§ WHAT THIS TASK INVOLVES
Exclude images, then output the remaining data verbatim.

§ RECORDED INFORMATION
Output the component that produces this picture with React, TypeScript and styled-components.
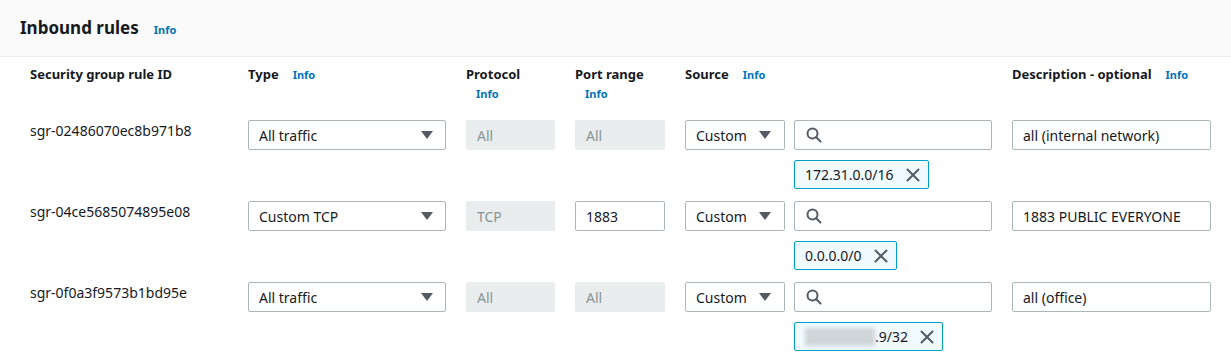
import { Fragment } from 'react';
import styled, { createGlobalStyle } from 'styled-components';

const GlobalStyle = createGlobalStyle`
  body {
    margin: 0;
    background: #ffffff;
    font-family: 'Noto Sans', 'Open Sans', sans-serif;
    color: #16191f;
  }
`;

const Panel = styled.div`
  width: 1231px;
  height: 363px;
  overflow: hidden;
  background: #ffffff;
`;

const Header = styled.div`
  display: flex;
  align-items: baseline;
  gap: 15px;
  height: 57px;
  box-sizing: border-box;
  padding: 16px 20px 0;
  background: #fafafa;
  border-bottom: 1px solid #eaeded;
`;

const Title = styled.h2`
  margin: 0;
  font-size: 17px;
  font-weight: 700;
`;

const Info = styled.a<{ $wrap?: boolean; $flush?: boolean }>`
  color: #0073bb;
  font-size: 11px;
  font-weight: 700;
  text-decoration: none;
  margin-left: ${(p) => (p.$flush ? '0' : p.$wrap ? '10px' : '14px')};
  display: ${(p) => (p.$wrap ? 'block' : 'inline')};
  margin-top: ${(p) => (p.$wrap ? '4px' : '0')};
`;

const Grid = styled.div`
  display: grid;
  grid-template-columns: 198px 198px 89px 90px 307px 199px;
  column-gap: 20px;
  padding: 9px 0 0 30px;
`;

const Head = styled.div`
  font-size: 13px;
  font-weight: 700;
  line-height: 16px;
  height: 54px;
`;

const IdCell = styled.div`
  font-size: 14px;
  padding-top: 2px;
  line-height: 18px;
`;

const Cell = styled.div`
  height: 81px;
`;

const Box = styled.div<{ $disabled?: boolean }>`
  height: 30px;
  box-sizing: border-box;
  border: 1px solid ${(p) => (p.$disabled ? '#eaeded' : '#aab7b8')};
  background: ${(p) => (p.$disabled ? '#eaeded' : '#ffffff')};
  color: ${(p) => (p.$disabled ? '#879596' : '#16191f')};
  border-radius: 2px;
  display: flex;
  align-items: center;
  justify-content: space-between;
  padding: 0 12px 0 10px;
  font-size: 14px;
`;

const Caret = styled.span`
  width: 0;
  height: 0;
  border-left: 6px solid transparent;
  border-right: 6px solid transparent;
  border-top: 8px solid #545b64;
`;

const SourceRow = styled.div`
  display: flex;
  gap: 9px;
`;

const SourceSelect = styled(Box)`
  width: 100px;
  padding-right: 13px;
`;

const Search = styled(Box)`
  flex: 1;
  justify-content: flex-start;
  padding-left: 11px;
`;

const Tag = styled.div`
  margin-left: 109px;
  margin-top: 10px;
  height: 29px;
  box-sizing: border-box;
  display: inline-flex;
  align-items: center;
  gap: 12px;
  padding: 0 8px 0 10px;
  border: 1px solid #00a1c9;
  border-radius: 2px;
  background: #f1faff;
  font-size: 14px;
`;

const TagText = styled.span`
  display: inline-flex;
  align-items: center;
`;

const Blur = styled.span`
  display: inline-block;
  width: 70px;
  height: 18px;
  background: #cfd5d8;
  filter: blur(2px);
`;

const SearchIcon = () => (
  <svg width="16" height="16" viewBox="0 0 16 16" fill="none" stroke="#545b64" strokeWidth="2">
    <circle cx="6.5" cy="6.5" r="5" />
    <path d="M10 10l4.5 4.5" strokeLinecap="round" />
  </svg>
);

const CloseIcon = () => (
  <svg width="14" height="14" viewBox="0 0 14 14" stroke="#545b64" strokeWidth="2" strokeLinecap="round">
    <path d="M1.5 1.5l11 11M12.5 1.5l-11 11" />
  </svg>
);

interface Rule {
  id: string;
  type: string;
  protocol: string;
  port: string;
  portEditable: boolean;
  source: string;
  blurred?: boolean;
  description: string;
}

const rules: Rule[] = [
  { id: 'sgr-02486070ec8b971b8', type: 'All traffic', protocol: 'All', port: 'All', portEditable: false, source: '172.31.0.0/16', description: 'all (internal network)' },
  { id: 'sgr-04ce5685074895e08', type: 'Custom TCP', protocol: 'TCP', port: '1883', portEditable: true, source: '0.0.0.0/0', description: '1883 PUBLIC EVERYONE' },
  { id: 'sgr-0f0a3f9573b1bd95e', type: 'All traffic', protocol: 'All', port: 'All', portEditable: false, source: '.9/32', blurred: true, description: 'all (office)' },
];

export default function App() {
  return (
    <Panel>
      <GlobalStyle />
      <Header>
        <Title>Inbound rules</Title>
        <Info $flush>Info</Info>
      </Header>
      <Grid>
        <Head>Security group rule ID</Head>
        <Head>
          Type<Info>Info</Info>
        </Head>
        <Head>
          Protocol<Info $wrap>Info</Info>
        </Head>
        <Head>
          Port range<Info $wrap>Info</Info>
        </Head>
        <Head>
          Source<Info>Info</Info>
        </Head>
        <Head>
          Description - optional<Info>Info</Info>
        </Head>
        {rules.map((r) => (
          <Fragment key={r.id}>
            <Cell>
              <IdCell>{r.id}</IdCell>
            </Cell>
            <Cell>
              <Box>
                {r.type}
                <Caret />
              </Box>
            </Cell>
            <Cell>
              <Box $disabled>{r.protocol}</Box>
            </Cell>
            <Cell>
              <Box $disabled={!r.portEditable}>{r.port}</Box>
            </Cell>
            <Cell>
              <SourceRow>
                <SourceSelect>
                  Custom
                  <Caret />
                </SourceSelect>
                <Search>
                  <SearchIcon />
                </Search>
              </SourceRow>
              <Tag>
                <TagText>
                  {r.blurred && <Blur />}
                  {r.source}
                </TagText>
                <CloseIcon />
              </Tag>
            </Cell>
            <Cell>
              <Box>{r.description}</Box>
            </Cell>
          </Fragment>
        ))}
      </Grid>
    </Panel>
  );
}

§ ANSWER TO THIS TASK
Output the component that produces this picture with React, TypeScript and styled-components.
import { Fragment } from 'react';
import styled, { createGlobalStyle } from 'styled-components';

const GlobalStyle = createGlobalStyle`
  body {
    margin: 0;
    background: #ffffff;
    font-family: 'Noto Sans', 'Open Sans', sans-serif;
    color: #16191f;
  }
`;

const Panel = styled.div`
  width: 1231px;
  height: 363px;
  overflow: hidden;
  background: #ffffff;
`;

const Header = styled.div`
  display: flex;
  align-items: baseline;
  gap: 15px;
  height: 57px;
  box-sizing: border-box;
  padding: 16px 20px 0;
  background: #fafafa;
  border-bottom: 1px solid #eaeded;
`;

const Title = styled.h2`
  margin: 0;
  font-size: 17px;
  font-weight: 700;
`;

const Info = styled.a<{ $wrap?: boolean; $flush?: boolean }>`
  color: #0073bb;
  font-size: 11px;
  font-weight: 700;
  text-decoration: none;
  margin-left: ${(p) => (p.$flush ? '0' : p.$wrap ? '10px' : '14px')};
  display: ${(p) => (p.$wrap ? 'block' : 'inline')};
  margin-top: ${(p) => (p.$wrap ? '4px' : '0')};
`;

const Grid = styled.div`
  display: grid;
  grid-template-columns: 198px 198px 89px 90px 307px 199px;
  column-gap: 20px;
  padding: 9px 0 0 30px;
`;

const Head = styled.div`
  font-size: 13px;
  font-weight: 700;
  line-height: 16px;
  height: 54px;
`;

const IdCell = styled.div`
  font-size: 14px;
  padding-top: 2px;
  line-height: 18px;
`;

const Cell = styled.div`
  height: 81px;
`;

const Box = styled.div<{ $disabled?: boolean }>`
  height: 30px;
  box-sizing: border-box;
  border: 1px solid ${(p) => (p.$disabled ? '#eaeded' : '#aab7b8')};
  background: ${(p) => (p.$disabled ? '#eaeded' : '#ffffff')};
  color: ${(p) => (p.$disabled ? '#879596' : '#16191f')};
  border-radius: 2px;
  display: flex;
  align-items: center;
  justify-content: space-between;
  padding: 0 12px 0 10px;
  font-size: 14px;
`;

const Caret = styled.span`
  width: 0;
  height: 0;
  border-left: 6px solid transparent;
  border-right: 6px solid transparent;
  border-top: 8px solid #545b64;
`;

const SourceRow = styled.div`
  display: flex;
  gap: 9px;
`;

const SourceSelect = styled(Box)`
  width: 100px;
  padding-right: 13px;
`;

const Search = styled(Box)`
  flex: 1;
  justify-content: flex-start;
  padding-left: 11px;
`;

const Tag = styled.div`
  margin-left: 109px;
  margin-top: 10px;
  height: 29px;
  box-sizing: border-box;
  display: inline-flex;
  align-items: center;
  gap: 12px;
  padding: 0 8px 0 10px;
  border: 1px solid #00a1c9;
  border-radius: 2px;
  background: #f1faff;
  font-size: 14px;
`;

const TagText = styled.span`
  display: inline-flex;
  align-items: center;
`;

const Blur = styled.span`
  display: inline-block;
  width: 70px;
  height: 18px;
  background: #cfd5d8;
  filter: blur(2px);
`;

const SearchIcon = () => (
  <svg width="16" height="16" viewBox="0 0 16 16" fill="none" stroke="#545b64" strokeWidth="2">
    <circle cx="6.5" cy="6.5" r="5" />
    <path d="M10 10l4.5 4.5" strokeLinecap="round" />
  </svg>
);

const CloseIcon = () => (
  <svg width="14" height="14" viewBox="0 0 14 14" stroke="#545b64" strokeWidth="2" strokeLinecap="round">
    <path d="M1.5 1.5l11 11M12.5 1.5l-11 11" />
  </svg>
);

interface Rule {
  id: string;
  type: string;
  protocol: string;
  port: string;
  portEditable: boolean;
  source: string;
  blurred?: boolean;
  description: string;
}

const rules: Rule[] = [
  { id: 'sgr-02486070ec8b971b8', type: 'All traffic', protocol: 'All', port: 'All', portEditable: false, source: '172.31.0.0/16', description: 'all (internal network)' },
  { id: 'sgr-04ce5685074895e08', type: 'Custom TCP', protocol: 'TCP', port: '1883', portEditable: true, source: '0.0.0.0/0', description: '1883 PUBLIC EVERYONE' },
  { id: 'sgr-0f0a3f9573b1bd95e', type: 'All traffic', protocol: 'All', port: 'All', portEditable: false, source: '.9/32', blurred: true, description: 'all (office)' },
];

export default function App() {
  return (
    <Panel>
      <GlobalStyle />
      <Header>
        <Title>Inbound rules</Title>
        <Info $flush>Info</Info>
      </Header>
      <Grid>
        <Head>Security group rule ID</Head>
        <Head>
          Type<Info>Info</Info>
        </Head>
        <Head>
          Protocol<Info $wrap>Info</Info>
        </Head>
        <Head>
          Port range<Info $wrap>Info</Info>
        </Head>
        <Head>
          Source<Info>Info</Info>
        </Head>
        <Head>
          Description - optional<Info>Info</Info>
        </Head>
        {rules.map((r) => (
          <Fragment key={r.id}>
            <Cell>
              <IdCell>{r.id}</IdCell>
            </Cell>
            <Cell>
              <Box>
                {r.type}
                <Caret />
              </Box>
            </Cell>
            <Cell>
              <Box $disabled>{r.protocol}</Box>
            </Cell>
            <Cell>
              <Box $disabled={!r.portEditable}>{r.port}</Box>
            </Cell>
            <Cell>
              <SourceRow>
                <SourceSelect>
                  Custom
                  <Caret />
                </SourceSelect>
                <Search>
                  <SearchIcon />
                </Search>
              </SourceRow>
              <Tag>
                <TagText>
                  {r.blurred && <Blur />}
                  {r.source}
                </TagText>
                <CloseIcon />
              </Tag>
            </Cell>
            <Cell>
              <Box>{r.description}</Box>
            </Cell>
          </Fragment>
        ))}
      </Grid>
    </Panel>
  );
}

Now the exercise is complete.